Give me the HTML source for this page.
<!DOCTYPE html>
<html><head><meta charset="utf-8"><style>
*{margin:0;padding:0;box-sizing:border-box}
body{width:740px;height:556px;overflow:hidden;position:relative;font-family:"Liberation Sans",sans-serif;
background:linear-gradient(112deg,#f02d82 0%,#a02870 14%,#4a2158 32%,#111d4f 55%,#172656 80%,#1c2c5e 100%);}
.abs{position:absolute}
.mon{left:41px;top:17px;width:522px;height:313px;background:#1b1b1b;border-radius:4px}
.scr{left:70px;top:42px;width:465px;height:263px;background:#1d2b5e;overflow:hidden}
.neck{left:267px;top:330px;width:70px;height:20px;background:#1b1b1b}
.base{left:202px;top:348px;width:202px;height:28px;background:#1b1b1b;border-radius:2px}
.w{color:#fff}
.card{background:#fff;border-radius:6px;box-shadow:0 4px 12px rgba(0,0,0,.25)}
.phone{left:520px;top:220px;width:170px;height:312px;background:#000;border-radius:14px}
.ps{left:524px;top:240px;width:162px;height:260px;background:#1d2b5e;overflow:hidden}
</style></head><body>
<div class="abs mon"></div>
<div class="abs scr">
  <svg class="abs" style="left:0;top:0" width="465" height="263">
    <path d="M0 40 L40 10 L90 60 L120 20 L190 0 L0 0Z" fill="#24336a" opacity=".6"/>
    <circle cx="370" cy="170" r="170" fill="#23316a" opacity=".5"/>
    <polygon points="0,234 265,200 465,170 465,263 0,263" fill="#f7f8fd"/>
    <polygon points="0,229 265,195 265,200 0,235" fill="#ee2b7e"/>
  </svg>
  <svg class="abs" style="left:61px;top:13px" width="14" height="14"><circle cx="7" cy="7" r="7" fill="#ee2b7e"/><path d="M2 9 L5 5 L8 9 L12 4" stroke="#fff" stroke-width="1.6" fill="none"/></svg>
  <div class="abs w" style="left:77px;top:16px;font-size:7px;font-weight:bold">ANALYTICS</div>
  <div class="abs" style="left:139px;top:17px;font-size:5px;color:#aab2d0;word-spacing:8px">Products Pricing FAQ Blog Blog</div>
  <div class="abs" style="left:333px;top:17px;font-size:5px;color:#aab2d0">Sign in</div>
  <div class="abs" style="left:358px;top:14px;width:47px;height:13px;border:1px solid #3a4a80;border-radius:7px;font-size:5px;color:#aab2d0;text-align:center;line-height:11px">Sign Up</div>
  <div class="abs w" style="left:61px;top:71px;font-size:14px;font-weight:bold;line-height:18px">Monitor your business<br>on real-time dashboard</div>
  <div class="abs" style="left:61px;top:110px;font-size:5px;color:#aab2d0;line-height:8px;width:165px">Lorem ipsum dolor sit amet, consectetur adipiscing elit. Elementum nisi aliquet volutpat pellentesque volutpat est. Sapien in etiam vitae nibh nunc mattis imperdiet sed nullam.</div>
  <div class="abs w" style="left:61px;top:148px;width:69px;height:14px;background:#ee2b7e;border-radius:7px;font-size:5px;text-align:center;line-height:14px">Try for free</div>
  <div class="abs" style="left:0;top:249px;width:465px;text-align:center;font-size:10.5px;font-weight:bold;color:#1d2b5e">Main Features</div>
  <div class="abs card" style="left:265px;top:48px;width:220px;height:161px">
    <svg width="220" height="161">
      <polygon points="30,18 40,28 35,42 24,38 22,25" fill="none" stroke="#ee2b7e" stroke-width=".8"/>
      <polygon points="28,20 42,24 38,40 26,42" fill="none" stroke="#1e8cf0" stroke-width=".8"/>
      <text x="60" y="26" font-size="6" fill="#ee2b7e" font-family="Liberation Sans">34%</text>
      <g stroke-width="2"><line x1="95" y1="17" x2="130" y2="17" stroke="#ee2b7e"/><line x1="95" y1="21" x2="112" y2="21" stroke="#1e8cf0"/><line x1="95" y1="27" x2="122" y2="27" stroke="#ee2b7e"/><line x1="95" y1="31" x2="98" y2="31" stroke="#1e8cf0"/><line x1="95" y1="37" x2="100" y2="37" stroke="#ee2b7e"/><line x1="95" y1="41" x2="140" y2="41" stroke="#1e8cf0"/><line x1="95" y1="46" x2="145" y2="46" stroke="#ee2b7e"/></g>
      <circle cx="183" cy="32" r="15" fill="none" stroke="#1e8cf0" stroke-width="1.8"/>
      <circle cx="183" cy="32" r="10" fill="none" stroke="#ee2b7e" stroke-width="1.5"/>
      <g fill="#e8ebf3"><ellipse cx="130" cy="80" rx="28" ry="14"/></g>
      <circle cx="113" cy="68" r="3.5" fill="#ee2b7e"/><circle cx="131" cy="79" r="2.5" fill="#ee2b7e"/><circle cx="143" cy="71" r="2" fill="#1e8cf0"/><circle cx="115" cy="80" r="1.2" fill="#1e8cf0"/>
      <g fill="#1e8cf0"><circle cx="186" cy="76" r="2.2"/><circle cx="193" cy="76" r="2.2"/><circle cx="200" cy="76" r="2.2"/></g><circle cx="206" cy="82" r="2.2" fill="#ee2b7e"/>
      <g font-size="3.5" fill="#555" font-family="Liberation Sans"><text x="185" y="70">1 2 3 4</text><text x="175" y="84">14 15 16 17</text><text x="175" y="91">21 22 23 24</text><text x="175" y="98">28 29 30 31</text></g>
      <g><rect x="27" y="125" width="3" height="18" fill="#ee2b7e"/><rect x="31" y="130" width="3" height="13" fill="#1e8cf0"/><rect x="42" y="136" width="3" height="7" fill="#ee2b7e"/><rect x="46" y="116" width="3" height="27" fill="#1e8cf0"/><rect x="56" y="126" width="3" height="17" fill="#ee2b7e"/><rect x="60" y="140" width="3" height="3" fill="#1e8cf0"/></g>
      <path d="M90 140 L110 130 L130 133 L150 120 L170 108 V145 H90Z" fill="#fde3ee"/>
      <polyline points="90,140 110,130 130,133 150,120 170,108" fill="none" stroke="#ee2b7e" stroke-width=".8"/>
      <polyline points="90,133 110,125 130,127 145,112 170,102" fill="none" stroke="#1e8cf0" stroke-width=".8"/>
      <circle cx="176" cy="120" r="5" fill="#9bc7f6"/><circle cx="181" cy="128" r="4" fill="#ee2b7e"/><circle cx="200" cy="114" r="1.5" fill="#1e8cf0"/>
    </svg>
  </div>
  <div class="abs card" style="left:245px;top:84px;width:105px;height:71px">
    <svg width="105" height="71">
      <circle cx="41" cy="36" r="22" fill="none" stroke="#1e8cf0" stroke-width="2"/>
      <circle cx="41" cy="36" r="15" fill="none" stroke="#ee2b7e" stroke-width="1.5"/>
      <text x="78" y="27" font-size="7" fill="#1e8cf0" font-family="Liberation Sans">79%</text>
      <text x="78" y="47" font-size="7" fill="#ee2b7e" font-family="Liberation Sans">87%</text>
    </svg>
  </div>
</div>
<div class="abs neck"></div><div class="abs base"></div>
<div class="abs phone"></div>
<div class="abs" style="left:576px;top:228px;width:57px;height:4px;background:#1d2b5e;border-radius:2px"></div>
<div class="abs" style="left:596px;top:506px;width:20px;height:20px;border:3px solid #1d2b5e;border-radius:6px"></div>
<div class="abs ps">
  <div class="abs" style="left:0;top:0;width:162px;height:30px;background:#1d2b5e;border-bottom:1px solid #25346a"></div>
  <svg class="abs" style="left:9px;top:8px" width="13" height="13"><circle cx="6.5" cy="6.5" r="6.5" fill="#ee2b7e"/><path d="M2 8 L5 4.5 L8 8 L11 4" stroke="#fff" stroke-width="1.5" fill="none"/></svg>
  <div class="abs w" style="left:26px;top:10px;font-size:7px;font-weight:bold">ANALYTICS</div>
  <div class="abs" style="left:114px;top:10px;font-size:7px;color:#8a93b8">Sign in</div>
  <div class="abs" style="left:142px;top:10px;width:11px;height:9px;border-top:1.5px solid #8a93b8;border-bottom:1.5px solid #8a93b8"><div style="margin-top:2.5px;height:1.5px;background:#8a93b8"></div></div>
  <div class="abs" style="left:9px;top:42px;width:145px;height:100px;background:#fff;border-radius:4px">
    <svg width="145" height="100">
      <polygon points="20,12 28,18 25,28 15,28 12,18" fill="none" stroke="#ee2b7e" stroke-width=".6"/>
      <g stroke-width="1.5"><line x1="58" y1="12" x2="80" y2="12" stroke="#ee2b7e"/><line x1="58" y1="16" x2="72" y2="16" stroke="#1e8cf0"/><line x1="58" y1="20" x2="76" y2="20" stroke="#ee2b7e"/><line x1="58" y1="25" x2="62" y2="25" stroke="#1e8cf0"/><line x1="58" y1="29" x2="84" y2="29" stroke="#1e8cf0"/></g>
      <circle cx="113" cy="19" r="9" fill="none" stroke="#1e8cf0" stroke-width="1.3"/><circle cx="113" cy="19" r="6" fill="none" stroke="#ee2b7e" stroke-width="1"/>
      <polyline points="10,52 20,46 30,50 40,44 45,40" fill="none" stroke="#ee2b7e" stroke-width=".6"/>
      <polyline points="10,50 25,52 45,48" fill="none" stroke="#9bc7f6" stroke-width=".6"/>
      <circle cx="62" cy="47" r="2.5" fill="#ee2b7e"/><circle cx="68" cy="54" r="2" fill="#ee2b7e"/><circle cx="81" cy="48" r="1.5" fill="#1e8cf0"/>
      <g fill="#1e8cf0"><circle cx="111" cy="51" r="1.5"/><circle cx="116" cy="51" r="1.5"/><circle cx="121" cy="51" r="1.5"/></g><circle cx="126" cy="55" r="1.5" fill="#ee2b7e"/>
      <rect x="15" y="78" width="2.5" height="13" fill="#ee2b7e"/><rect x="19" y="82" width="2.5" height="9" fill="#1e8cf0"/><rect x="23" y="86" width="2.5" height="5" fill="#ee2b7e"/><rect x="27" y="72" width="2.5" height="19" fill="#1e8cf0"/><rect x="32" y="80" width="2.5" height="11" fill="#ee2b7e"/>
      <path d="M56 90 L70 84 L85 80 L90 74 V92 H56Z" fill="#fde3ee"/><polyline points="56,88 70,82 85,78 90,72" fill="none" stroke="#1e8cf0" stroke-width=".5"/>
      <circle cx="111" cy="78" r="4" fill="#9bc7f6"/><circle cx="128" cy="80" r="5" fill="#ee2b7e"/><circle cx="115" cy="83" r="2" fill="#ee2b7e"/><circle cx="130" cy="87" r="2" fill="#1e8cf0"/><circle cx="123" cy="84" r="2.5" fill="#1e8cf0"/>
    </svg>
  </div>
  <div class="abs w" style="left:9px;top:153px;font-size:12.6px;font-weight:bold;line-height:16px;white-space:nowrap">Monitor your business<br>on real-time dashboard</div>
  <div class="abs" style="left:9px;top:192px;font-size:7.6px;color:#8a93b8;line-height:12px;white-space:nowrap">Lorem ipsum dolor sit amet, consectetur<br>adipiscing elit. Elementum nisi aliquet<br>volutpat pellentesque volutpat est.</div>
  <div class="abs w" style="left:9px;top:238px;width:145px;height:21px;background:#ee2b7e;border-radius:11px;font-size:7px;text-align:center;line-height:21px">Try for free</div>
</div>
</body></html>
--
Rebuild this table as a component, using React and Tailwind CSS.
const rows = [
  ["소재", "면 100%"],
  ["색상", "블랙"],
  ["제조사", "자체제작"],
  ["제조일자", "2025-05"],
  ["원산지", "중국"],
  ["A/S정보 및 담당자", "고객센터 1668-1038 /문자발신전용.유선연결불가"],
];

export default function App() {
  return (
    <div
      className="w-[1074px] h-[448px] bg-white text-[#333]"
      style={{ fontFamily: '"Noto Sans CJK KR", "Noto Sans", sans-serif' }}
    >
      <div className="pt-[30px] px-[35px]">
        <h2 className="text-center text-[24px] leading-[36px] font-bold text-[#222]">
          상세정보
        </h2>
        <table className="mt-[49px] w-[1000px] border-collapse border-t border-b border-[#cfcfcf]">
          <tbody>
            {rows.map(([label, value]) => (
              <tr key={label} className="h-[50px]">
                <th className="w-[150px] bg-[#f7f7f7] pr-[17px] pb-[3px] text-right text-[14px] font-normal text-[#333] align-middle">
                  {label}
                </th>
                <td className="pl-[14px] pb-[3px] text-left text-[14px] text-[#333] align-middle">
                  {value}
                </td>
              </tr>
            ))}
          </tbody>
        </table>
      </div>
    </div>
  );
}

= Given instruction =
Check each line of the records for the word "table", and show the lines that contain it.

= Solution to this task =
Rebuild this table as a component, using React and Tailwind CSS.
        <table className="mt-[49px] w-[1000px] border-collapse border-t border-b border-[#cfcfcf]">
        </table>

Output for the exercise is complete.